Investigation of buoyancy and spacer effects on heat transfer in low-flow-rate upward flow of Lead-bismuth alloy

Abstract

The influence of buoyancy on convective heat transfer in liquid lead‑bismuth (LBE) flow inside a smooth round tube and the spacer effects are studied numerically. The analysis indicates that the effect of buoyancy on convective heat transfer depends on the Bo number. The mixed convection heat transfer performance in a smooth circular tube is analogous to water, namely, mixed convection heat transfer deterioration and free convection heat transfer enhancement. However, this effect is much weaker compared to water. Detailed analysis of radial velocity and turbulent kinetic energy inside the smooth round tube reveals that the distortion of velocity curves induced by buoyancy leads to both deterioration and enhancement of mixed convection.
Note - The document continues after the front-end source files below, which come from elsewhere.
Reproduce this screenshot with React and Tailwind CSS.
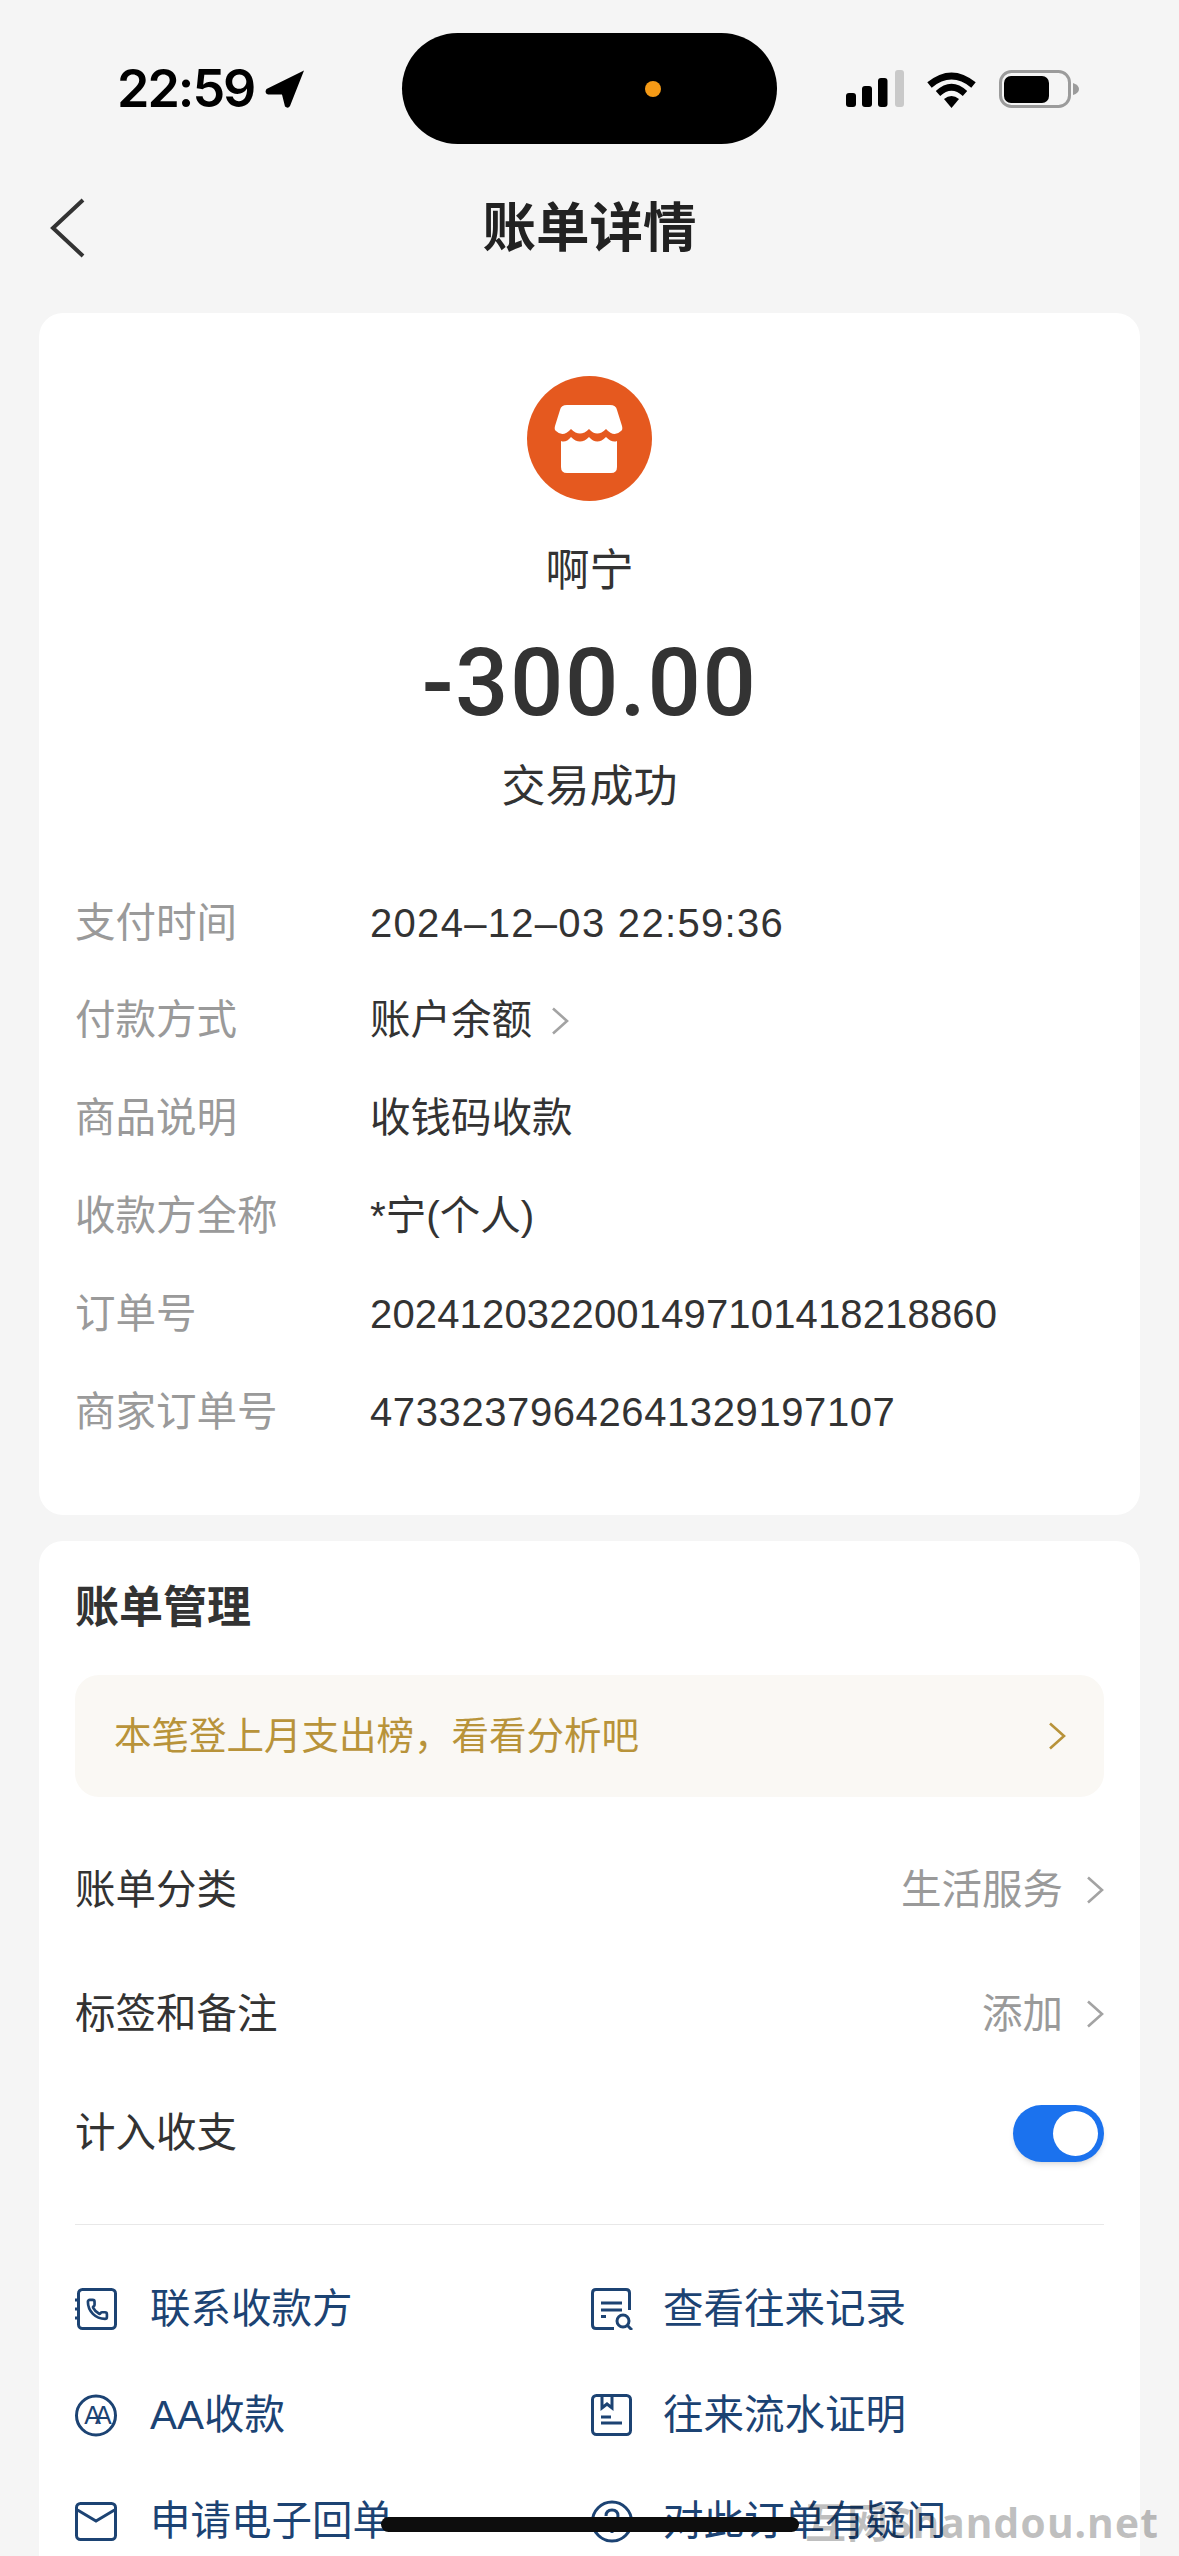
import React from 'react';

const NAVY = '#1c4373';

const Chevron = ({ className = '', color = '#a3a3a3' }) => (
  <svg width="18" height="28" viewBox="0 0 18 28" fill="none" className={className}>
    <path d="M2 1.5 L16 14 L2 26.5" stroke={color} strokeWidth="2.6" />
  </svg>
);

const StoreIcon = () => (
  <svg width="125" height="125" viewBox="0 0 125 125">
    <circle cx="62.5" cy="62.5" r="62.5" fill="#e5591f" />
    <path fill="#fff" d="M40 29 H83 Q89 29 90 34 L95 50 Q96 54 94 55 Q87 62 79 53 Q70 62 62 53 Q53 62 44 53 Q36 62 29 55 Q27 54 28 50 L33 34 Q34 29 40 29Z" />
    <path fill="#fff" d="M34 65 Q39 67 44 61 Q53 70 62 61 Q70 70 79 61 Q85 67 90 65 V91 Q90 97 84 97 H40 Q34 97 34 91Z" />
  </svg>
);

// status bar glyphs
const LocationArrow = () => (
  <svg width="40" height="38" viewBox="0 0 40 38" className="ml-[11px]">
    <path fill="#000" d="M39 0.5 L1.5 19 Q-1 23 3 24.5 L17 24.5 L20 36.5 Q23 39 25 36 Z" />
  </svg>
);

const SignalIcon = () => (
  <svg width="58" height="37" viewBox="0 0 58 37">
    <rect x="0" y="23" width="10" height="14" rx="3" fill="#000" />
    <rect x="16" y="16" width="10" height="21" rx="3" fill="#000" />
    <rect x="32" y="8" width="9.5" height="29" rx="3" fill="#000" />
    <rect x="49" y="0" width="9" height="37" rx="3" fill="#c9c9c9" />
  </svg>
);

const WifiIcon = () => (
  <svg width="51" height="38" viewBox="0 0 51 38" fill="none">
    <path d="M3.5 15 Q25.5 -3 47.5 15" stroke="#000" strokeWidth="7" />
    <path d="M12 23.5 Q25.5 11 39 23.5" stroke="#000" strokeWidth="6.5" />
    <path d="M18 29 Q25.5 23 33 29 L25.5 38 Z" fill="#000" />
  </svg>
);

const BatteryIcon = () => (
  <svg width="80" height="38" viewBox="0 0 80 38" fill="none">
    <rect x="1.5" y="1.5" width="69" height="35" rx="11" stroke="#9b9b9b" strokeWidth="3" />
    <rect x="5" y="6" width="45" height="27" rx="7" fill="#000" />
    <path d="M74 13 Q80 15 80 19 Q80 23 74 25 Z" fill="#9b9b9b" />
  </svg>
);

// bottom action icons, all 42 wide
const ContactIcon = () => (
  <svg width="42" height="42" viewBox="0 0 42 42" fill="none" stroke={NAVY} strokeWidth="3">
    <rect x="3.5" y="1.5" width="37" height="39" rx="4" />
    <path d="M0 12 H5 M0 21 H5 M0 30 H5" />
    <g transform="translate(11 10) scale(0.95)" strokeWidth="2.8">
      <path d="M13.832 16.568a1 1 0 0 0 1.213-.303l.355-.465A2 2 0 0 1 17 15h3a2 2 0 0 1 2 2v3a2 2 0 0 1-2 2A18 18 0 0 1 2 4a2 2 0 0 1 2-2h3a2 2 0 0 1 2 2v3a2 2 0 0 1-.8 1.6l-.468.351a1 1 0 0 0-.292 1.233 14 14 0 0 0 6.392 6.384" />
    </g>
  </svg>
);

const RecordIcon = () => (
  <svg width="42" height="42" viewBox="0 0 42 42" fill="none" stroke={NAVY} strokeWidth="3">
    <path d="M23 40.5 H5 Q1.5 40.5 1.5 37 V5 Q1.5 1.5 5 1.5 H35 Q38.5 1.5 38.5 5 V22" />
    <path d="M10 15 H31 M10 22 H31 M10 28.5 H15" />
    <circle cx="32" cy="33" r="6" />
    <path d="M36.5 37.5 L41 42" />
  </svg>
);

const AAIcon = () => (
  <svg width="42" height="43" viewBox="0 0 42 43" fill="none">
    <circle cx="21" cy="21.5" r="19.5" stroke={NAVY} strokeWidth="3" />
    <text x="20" y="30" textAnchor="middle" fontSize="25" fontFamily="'Liberation Sans'" letterSpacing="-6" fill={NAVY}>AA</text>
  </svg>
);

const LedgerIcon = () => (
  <svg width="42" height="42" viewBox="0 0 42 42" fill="none" stroke={NAVY} strokeWidth="3">
    <rect x="1.5" y="1.5" width="38" height="39" rx="4" />
    <path d="M11 2 V14 L16 10 L21 14 V2" />
    <path d="M10 23 H20 M10 29 H31" />
  </svg>
);

const MailIcon = () => (
  <svg width="42" height="39" viewBox="0 0 42 39" fill="none" stroke={NAVY} strokeWidth="3">
    <rect x="1.5" y="1.5" width="39" height="36" rx="4" />
    <path d="M2.5 8 L21 19 L39.5 8" />
  </svg>
);

const QuestionIcon = () => (
  <svg width="42" height="43" viewBox="0 0 42 43" fill="none" stroke={NAVY} strokeWidth="3">
    <circle cx="21" cy="21.5" r="19.5" />
    <path d="M15 16 Q15 10 21 10 Q27 10 27 16 Q27 20 21 22 V26" />
    <path d="M21 30 V33" />
  </svg>
);

const infoRows = [
  { label: '支付时间', value: '2024–12–03 22:59:36', cls: 'text-[40px] tracking-[1.3px]' },
  { label: '付款方式', value: '账户余额', link: true },
  { label: '商品说明', value: '收钱码收款' },
  { label: '收款方全称', value: '*宁(个人)' },
  { label: '订单号', value: '2024120322001497101418218860', cls: 'text-[40px] tracking-[0.15px]' },
  { label: '商家订单号', value: '47332379642641329197107', cls: 'text-[40px] tracking-[0.6px]' },
];

const actions = [
  [<ContactIcon key="i" />, '联系收款方', <RecordIcon key="j" />, '查看往来记录'],
  [<AAIcon key="i" />, 'AA收款', <LedgerIcon key="j" />, '往来流水证明'],
  [<MailIcon key="i" />, '申请电子回单', <QuestionIcon key="j" />, '对此订单有疑问'],
];

export default function App() {
  return (
    <div className="relative w-[1179px] h-[2556px] overflow-hidden bg-[#f5f5f5] text-[#333] font-['Liberation_Sans','Noto_Sans_CJK_SC',sans-serif]">
      {/* Status bar */}
      <div className="flex items-center pt-[33px] h-[144px]">
        <div className="w-[402px] pl-[117px] flex items-center text-black">
          <span className="text-[52px] leading-none font-semibold font-['Inter',sans-serif] tracking-[-2px]">22:59</span>
          <LocationArrow />
        </div>
        <div className="relative w-[375px] h-[111px] rounded-full bg-black">
          <div className="absolute left-[243px] top-[48px] w-[16px] h-[16px] rounded-full bg-[#f59a16]" />
        </div>
        <div className="flex items-center pl-[69px] gap-[22px]">
          <SignalIcon />
          <WifiIcon />
          <BatteryIcon />
        </div>
      </div>

      {/* Nav */}
      <div className="relative flex items-center justify-center h-[169px]">
        <svg width="36" height="60" viewBox="0 0 36 60" fill="none" className="absolute left-[49px] top-[54px]">
          <path d="M34 2 L4 30 L34 58" stroke="#333" strokeWidth="4" />
        </svg>
        <h1 className="text-[53.5px] leading-none font-bold text-[#222]">账单详情</h1>
      </div>

      {/* Transaction card */}
      <div className="mx-[39px] h-[1202px] rounded-[24px] bg-white px-[36px] pt-[63px]">
        <div className="flex flex-col items-center">
          <StoreIcon />
          <div className="mt-[41px] h-[58px] leading-[58px] text-[44px]">啊宁</div>
          <div className="mt-[23px] h-[120px] leading-[120px] text-[94px] font-medium font-['Roboto',sans-serif] tracking-[1.5px]">-300.00</div>
          <div className="mt-[14px] h-[60px] leading-[60px] text-[44px]">交易成功</div>
        </div>
        <div className="mt-[57px]">
          {infoRows.map(({ label, value, link, cls }) => (
            <div key={label} className="grid grid-cols-[295px_1fr] items-center h-[97.8px] text-[40.5px]">
              <span className="text-[#9a9a9a]">{label}</span>
              <span className={`flex items-center gap-[19px] ${cls || ''}`}>
                {value}
                {link && <Chevron />}
              </span>
            </div>
          ))}
        </div>
      </div>

      {/* Bill management card */}
      <div className="mx-[39px] mt-[26px] h-[1100px] rounded-[24px] bg-white px-[36px] pt-[37px]">
        <h2 className="h-[60px] leading-[60px] text-[44px] font-bold">账单管理</h2>
        <div className="mt-[37px] h-[122px] rounded-[24px] bg-[#faf8f4] pl-[39px] pr-[38px] flex items-center justify-between text-[37.5px] text-[#b8933a]">
          <span>本笔登上月支出榜，看看分析吧</span>
          <Chevron color="#b8933a" />
        </div>

        <div className="mt-[31px] h-[124px] flex items-center justify-between text-[40.5px]">
          <span>账单分类</span>
          <span className="flex items-center gap-[23px] text-[#9a9a9a]">生活服务<Chevron /></span>
        </div>
        <div className="h-[124px] flex items-center justify-between text-[40.5px]">
          <span>标签和备注</span>
          <span className="flex items-center gap-[23px] text-[#9a9a9a]">添加<Chevron /></span>
        </div>
        <div className="h-[114px] flex items-center justify-between text-[40.5px]">
          <span>计入收支</span>
          <div className="relative w-[91px] h-[57px] rounded-full bg-[#1b72ee] shadow-md">
            <div className="absolute left-[40px] top-[6px] w-[45px] h-[45px] rounded-full bg-white" />
          </div>
        </div>

        <div className="mt-[34px] h-px bg-[#e8e8e8]" />

        <div className="pt-[31px] text-[40.5px] text-[#1c4373]">
          {actions.map(([iconA, textA, iconB, textB]) => (
            <div key={textA} className="grid grid-cols-[516px_1fr] h-[106px] items-center">
              <div className="flex items-center gap-[33px]">{iconA}<span>{textA}</span></div>
              <div className="flex items-center gap-[30px]">{iconB}<span>{textB}</span></div>
            </div>
          ))}
        </div>
      </div>

      {/* Watermark and home bar sit over the page */}
      <div className="absolute right-[20px] top-[2496px] text-[41px] leading-[52px] font-bold font-['Noto_Sans','Noto_Sans_CJK_SC',sans-serif] tracking-[1px] text-black/25 whitespace-nowrap">互网Shandou.net</div>
      <div className="absolute left-[381px] top-[2517px] w-[418px] h-[15px] rounded-full bg-[#0d0d0d]" />
    </div>
  );
}
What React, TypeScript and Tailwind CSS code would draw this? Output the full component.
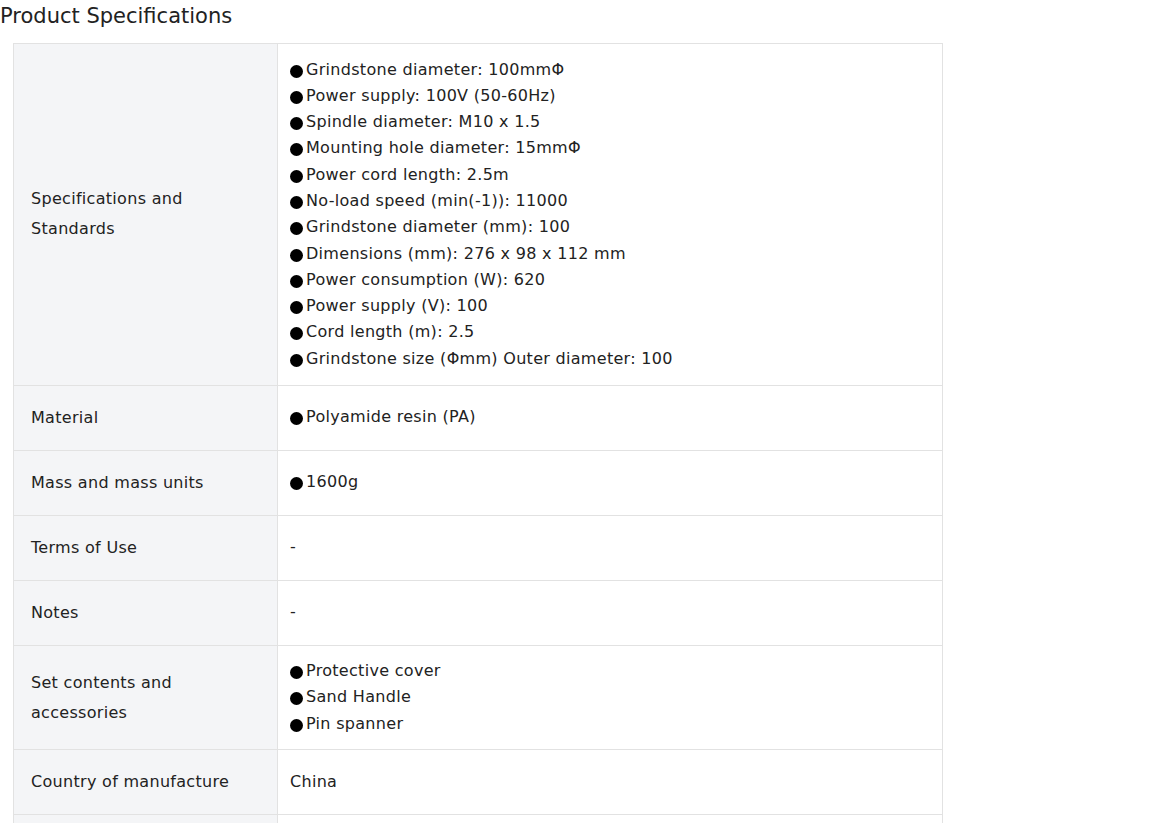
import React from "react";

const specs = [
  "Grindstone diameter: 100mmΦ",
  "Power supply: 100V (50-60Hz)",
  "Spindle diameter: M10 x 1.5",
  "Mounting hole diameter: 15mmΦ",
  "Power cord length: 2.5m",
  "No-load speed (min(-1)): 11000",
  "Grindstone diameter (mm): 100",
  "Dimensions (mm): 276 x 98 x 112 mm",
  "Power consumption (W): 620",
  "Power supply (V): 100",
  "Cord length (m): 2.5",
  "Grindstone size (Φmm) Outer diameter: 100",
];

type Row = { label: string; lines: string[]; bullet: boolean };

const rows: Row[] = [
  { label: "Specifications and Standards", lines: specs, bullet: true },
  { label: "Material", lines: ["Polyamide resin (PA)"], bullet: true },
  { label: "Mass and mass units", lines: ["1600g"], bullet: true },
  { label: "Terms of Use", lines: ["-"], bullet: false },
  { label: "Notes", lines: ["-"], bullet: false },
  { label: "Set contents and accessories", lines: ["Protective cover", "Sand Handle", "Pin spanner"], bullet: true },
  { label: "Country of manufacture", lines: ["China"], bullet: false },
  { label: "\u00a0", lines: ["\u00a0"], bullet: false },
];

export default function App() {
  return (
    <div className="bg-white text-[#222] h-[823px] overflow-hidden" style={{ fontFamily: '"DejaVu Sans", "Noto Sans CJK JP", sans-serif' }}>
      <h2 className="text-[21px] leading-[32px] font-normal text-[#222]">Product Specifications</h2>
      <table className="ml-[13px] mt-[11px] w-[930px] border-collapse border border-[#e2e2e2] text-[16px] tracking-[0.3px]">
        <tbody>
          {rows.map((r, i) => (
            <tr key={i} className="border-b border-[#e2e2e2]">
              <th className="w-[264px] bg-[#f4f5f7] border-r border-[#e2e2e2] text-left font-normal align-middle pl-[17px] pr-[32px] py-[17px] leading-[30px] text-[#222]">
                {r.label}
              </th>
              <td className="align-middle pl-[12px] pr-4 py-[12.5px] leading-[26.3px] text-[#222]">
                {r.lines.map((l, j) => (
                  <div key={j} className="whitespace-nowrap">
                    {r.bullet && (
                      <span className="inline-block w-[13px] h-[13px] rounded-full bg-black mr-[3px] align-[-3px]" />
                    )}
                    {l}
                  </div>
                ))}
              </td>
            </tr>
          ))}
        </tbody>
      </table>
    </div>
  );
}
Furthermore, the influence of the spacer, its radial structure and the blockage ratio on the flow and heat transfer is investigated. Unlike water, no heat transfer oscillations are found downstream of the spacer in LBE and orifice-type spacer creates a stagnation region where heat transfer deteriorates as Bo increases. In contrast, there is no stagnation region downstream of the disk-type spacer, with the downstream heat transfer enhancing initially and then deteriorating as Bo increases.